Dem Sabbatgebot kommt nach meinem Dafürhalten ein besonderer Status zu…
Nicht nur dem Sabbatgebot auch das Bilderverbot werden sowohl in Ex als auch in Dt besonders ausführlich erläutert. Ein besonderes Gewicht könnte zur Entstehungszeit der Gebote also auf beiden gelegen haben (allerdings ist bei uns das Bilderverbot aufgrund der Nichtaufnahme des Bilderverbots in "unsere" Zehn Gebote eben nicht so präsent). Es könnte aber auch sein, dass gerade die beiden Gebote besonders erklärungsbedürftig waren, weil sie eben neben dem Althergebrachten die tatsächliche Innovation zur Zeit der Entstehung der Gebote darstellten. Bemerkenswert beim Sabbatgebot finde ich auch die unterschiedlichen Begründungen. Ex begründet mit der Schöpfung, Dt mit dem Auszug aus Ägypten. Warum diese unterschiedlichen Begründungen?

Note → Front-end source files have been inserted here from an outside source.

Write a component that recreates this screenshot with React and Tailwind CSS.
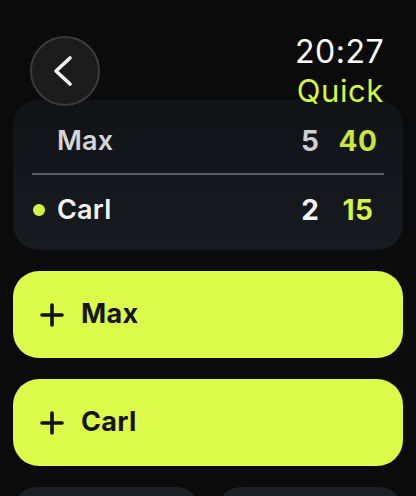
import React from 'react';

const LIME = 'text-[#d6f53f]';

const ScoreRow = ({ name, games, points, serving, dim }) => (
  <div className="flex items-center h-[40px] relative">
    {serving && (
      <span className="absolute left-[20px] top-[14px] w-[12px] h-[12px] rounded-full bg-[#d6f53f]" />
    )}
    <span className={`ml-[44px] flex-1 text-[27px] font-semibold tracking-[0.2px] ${dim ? 'text-[#d4d4d4]' : 'text-[#f2f2f2]'}`}>
      {name}
    </span>
    <span className={`w-[40px] text-center text-[28px] font-bold ${dim ? 'text-[#cfcfcf]' : 'text-[#f2f2f2]'}`}>
      {games}
    </span>
    <span className={`w-[56px] mr-[17px] text-center text-[28px] font-bold tracking-[0.5px] ${dim ? 'text-[#c9e63c]' : LIME}`}>
      {points}
    </span>
  </div>
);

const AddButton = ({ name }) => (
  <button className="flex items-center h-[87px] w-full rounded-[26px] bg-[#dbfa4a] pl-[27px]">
    <svg width="24" height="24" viewBox="0 0 24 24" className="text-[#111]">
      <path d="M12 2v20M2 12h20" stroke="currentColor" strokeWidth="3.6" strokeLinecap="round" />
    </svg>
    <span className="ml-[17px] text-[27px] font-bold text-[#141414] tracking-[0.3px]">{name}</span>
  </button>
);

export default function App() {
  return (
    <div
      className="w-[416px] h-[496px] overflow-hidden bg-[#0a0b0a] px-[13px]"
      style={{ fontFamily: 'Inter, "Noto Sans", sans-serif' }}
    >
      <div className="flex justify-between h-[100px]">
        <button className="relative z-10 mt-[36px] ml-[17px] w-[70px] h-[70px] rounded-full bg-[#1b1c1b] border-2 border-[#3a3c3a] flex items-center justify-center">
          <svg width="24" height="32" viewBox="0 0 24 32" className="-ml-[4px]">
            <path d="M19 3 L5 16 L19 29" fill="none" stroke="#f2f2f2" strokeWidth="3.6" strokeLinecap="round" strokeLinejoin="round" />
          </svg>
        </button>
        <div className="flex flex-col items-end mt-[33px] mr-[19px]">
          <span className="text-[32px] leading-[38px] text-white tracking-[0.5px]">20:27</span>
          <span className={`text-[31px] leading-[40px] tracking-[0.6px] ${LIME}`}>Quick</span>
        </div>
      </div>

      <div className="h-[150px] rounded-[26px] bg-gradient-to-b from-[#111417] to-[#171a1e] pt-[21px]">
        <ScoreRow name="Max" games="5" points="40" dim />
        <div className="mx-[19px] mt-[12px] mb-[15px] h-[2px] bg-[#5b5e63]" />
        <ScoreRow name="Carl" games="2" points="15" serving />
      </div>

      <div className="flex flex-col gap-[21px] mt-[21px]">
        <AddButton name="Max" />
        <AddButton name="Carl" />
        <div className="grid grid-cols-2 gap-[17px]">
          <div className="h-[60px] rounded-[24px] bg-[#1c1f24]" />
          <div className="h-[60px] rounded-[24px] bg-[#1c1f24]" />
        </div>
      </div>
    </div>
  );
}
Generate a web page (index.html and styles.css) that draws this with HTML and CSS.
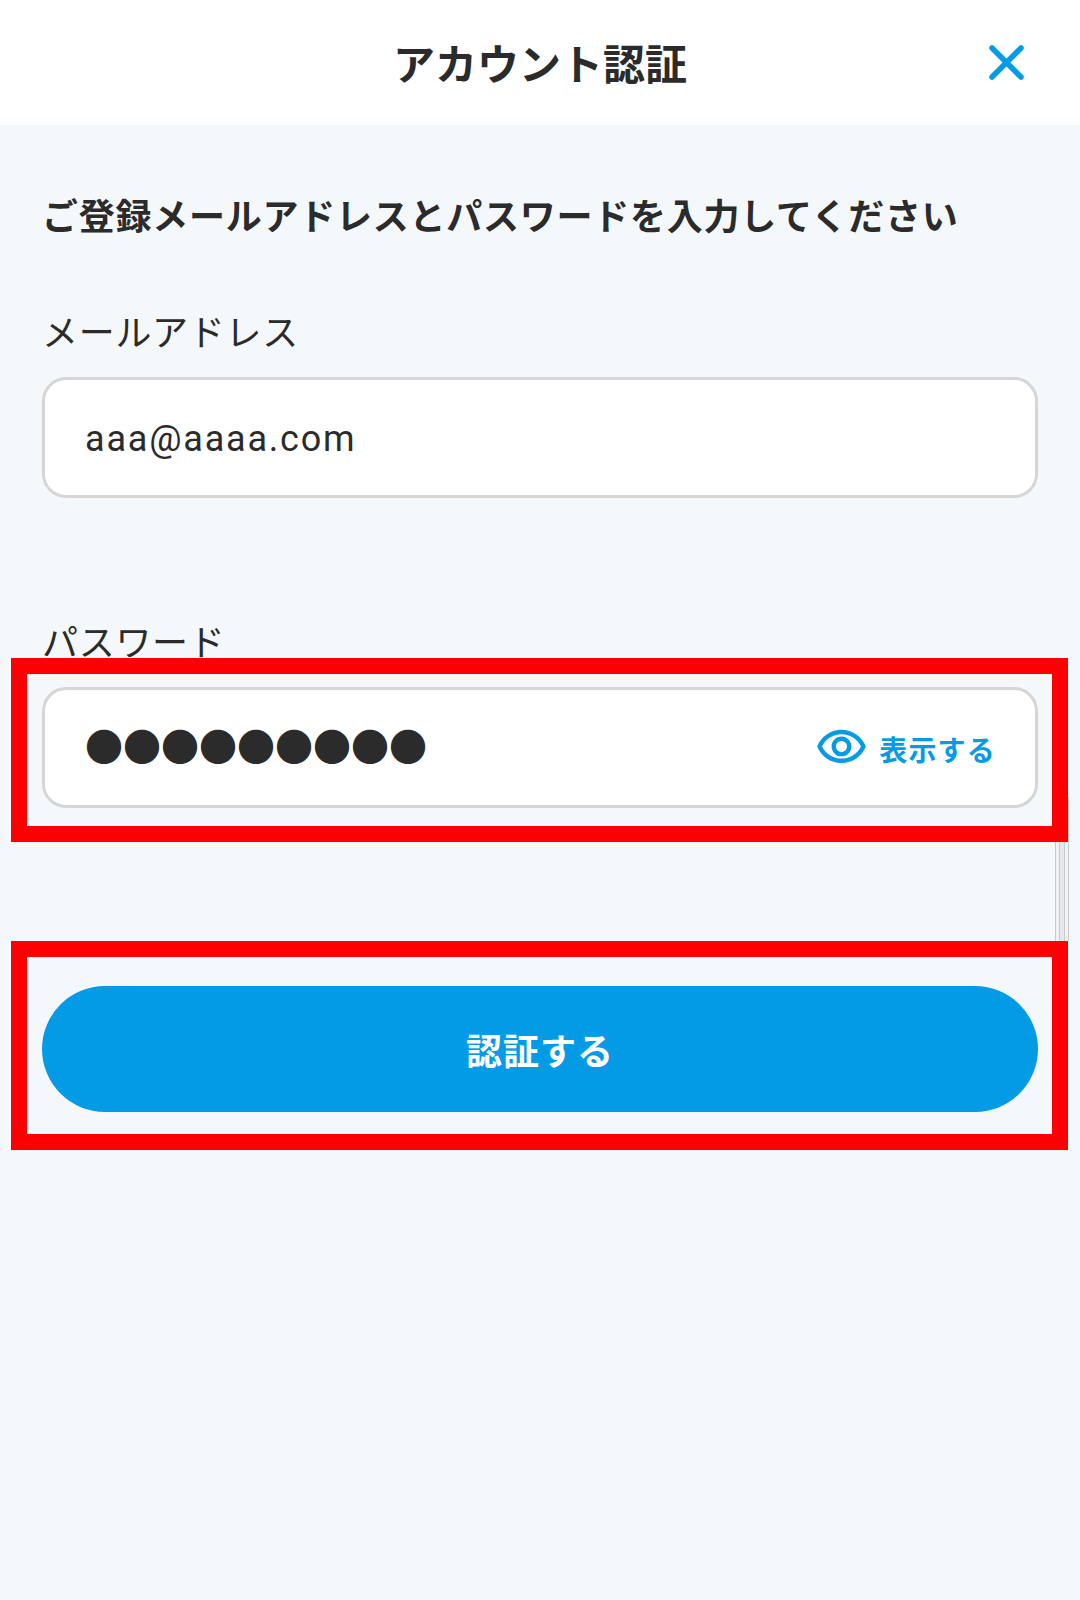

Jede neue Gesellschafts-/Organisationsform braucht aber neue Spielregeln, sonst funktioniert sie nicht. Wenn jedes Individuum diese aus einem inneren Glauben an spätere Belohnung/Bestrafung heraus befolgt, ist das effektiver (und überhaupt erst durchführbar), als wenn an jeder Ecke ein Polizist steht.
Welche der Zehn Gebote würdest du denn als "neu" bezeichnen? Ist nicht der Großteil der Zehn Gebote überhaupt essentiell für ein menschliches Zusammenleben?
Mit dem 5. Gebot wird ein altes Ärgernis angegangen. Die eigentliche Bedeutung von "Du sollst nicht töten" ist nämlich "Du sollst keine Blutrache üben".
Wo hast du das denn her? Die jüdische Tradition und damit die Thora sagt (wortwörtlich): "Morde nicht!" Von Blutrache steht da gar nichts, ganz im Gegenteil, Blutrache gibt es auch danach im AT noch und wird dabei auch geduldet. Nachdem das 5. Gebot aber doch sehr allgemein gehalten ist, war es mit Sicherheit der ursprünglichen Zielgruppe klar, was mit diesem Allgemeinplatz alles gemeint und was damit eben nicht gemeint ist. Den nachfolgenden Generationen wohl schon weniger. Bereits im NT gibt es zum 5. Gebot Handlungsanweisungen in der Bergpredigt (Mt 5,22 und Mt 5, 44). Der Koran wird noch mal eine Spur genauer: "Und tötet niemand, den Gott verboten hat, außer wenn ihr dazu berechtigt seid."
Man hätte keine Blutrache und andere Strafen bei Mord gebraucht, wenn das 6. Gebot nicht die Niederschrift eines bewährten Rechts gewesen wäre.